Mehr als 860 000 Euro haben Land, Kommunen und Zweckverband in die neue Brücke gesteckt. Unumstritten ist sie nicht - aus dem Expo-Kunstprojekt wurde ein ingenieurtechnisches Bauwerk. Auch ein Metallkäfig am Eingang, der die Brücke abschließbar und vandalismussicher macht, ist gewöhnungsbedürftig. Aber die Goitzsche hat ihr Wahrzeichen wieder, das für Besucher sorgt. Und alles in allem will Lutz Bernhardt, Geschäftsführer der Goitzsche-Eigentümergesellschaft EBV, über Gästezahlen nicht klagen. 110 000 wurden im Jahr 2000 an der Goitzsche gezählt, 2008 waren es schon 350 000. Die meisten sind Tagesgäste, an den Übernachtungszahlen im Landkreis lässt sich der Boom an der Goitzsche höchstens phasenweise ablesen. Dabei, sagt Zimmer, sei sie idealer Ausgangspunkt für Touren zu Bauhaus (Dessau), Luther (Wittenberg) oder nach Leipzig. "Was wir künftig brauchen, sind Schlechtwetter- und saisonverlängernde Angebote samt Übernachtungskapazitäten."
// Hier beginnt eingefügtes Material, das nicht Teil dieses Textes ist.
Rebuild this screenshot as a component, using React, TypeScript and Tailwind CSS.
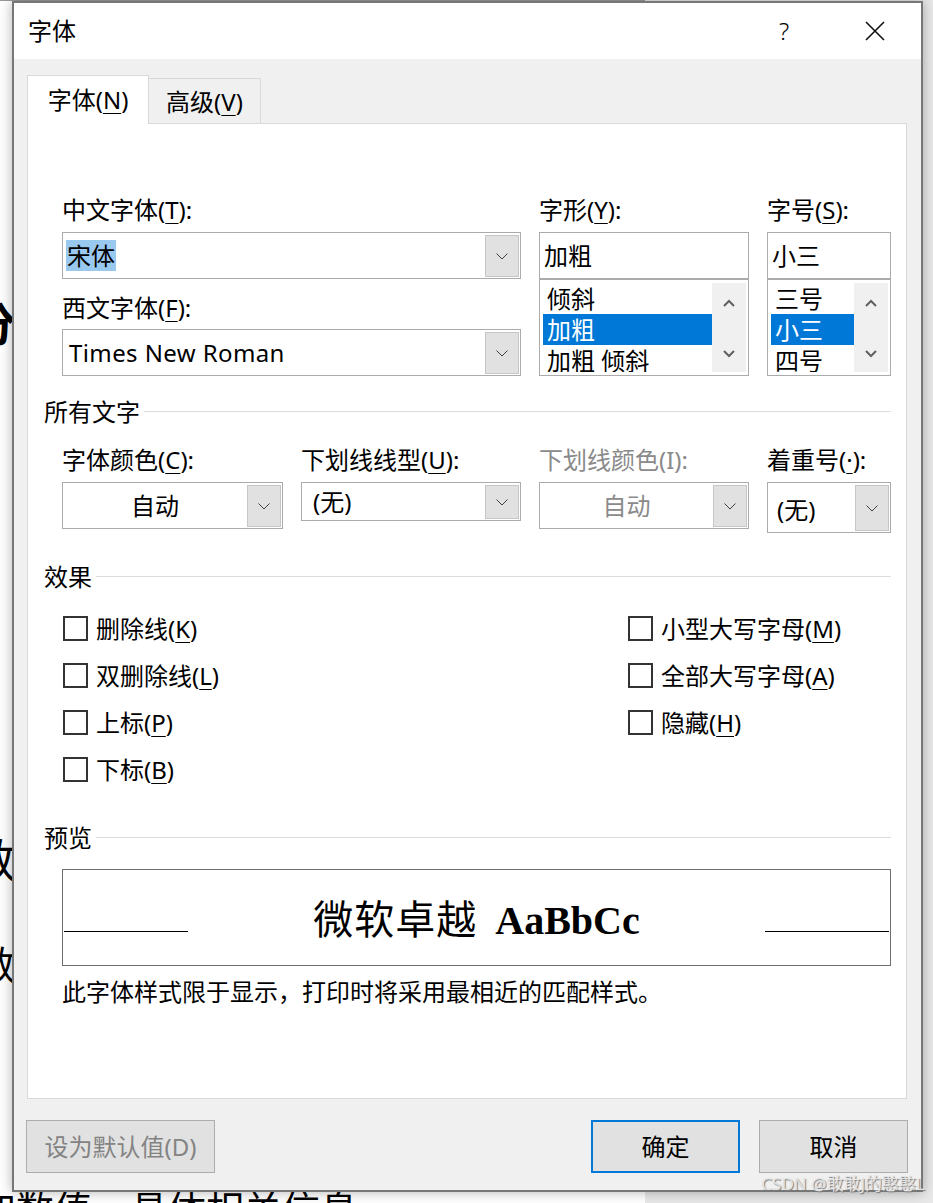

Marketing soll verbessert werden
Gas geben, fordert Geschäftsmann Jung, müsse die Region in punkto Marketing. "De facto war das bisher nicht existent", kritisiert er. Räumt aber auch ein, was Bernhardt und Bitterfeld-Wolfens Oberbürgermeisterin Petra Wust (parteilos) relativieren: Seit anderthalb Jahren gibt es eine gemeinsame Marketingrunde aller Beteiligten. "Die Bereitschaft zur Zusammenarbeit ist gewachsen. Und wenn nur die Hälfte von dem kommt, was wir verhandeln, dann kann man auch von gutem Marketing sprechen", so Bernhardt.
Geduld sei nötig. Denn Pläne gibt es reichlich. Für ein großes Hotel. Für eine "Bernsteinerlebniswelt", in der vielleicht eines Tages sogar wieder geschürft wird - 800 Tonnen Bernstein liegen noch in der Goitzsche. Ein erster Entwurf für die Erlebniswelt war 2008 noch vom Kreistag abgeschmettert worden, jetzt sind zwei neue in Arbeit.
Zukunftsmusik ist auch ein Pavillon, in dem die Ausstellung "Land gewinnen" unterkommen könnte. Seit ihr ehemaliger Standort, das Schloss Pouch, verkauft wurde, gibt es sie nicht mehr. Vermarktungstechnisch ein Gau, räumt Zimmer ein. "Geschichten über die Goitzsche machen den Unterschied zu anderen Seen aus."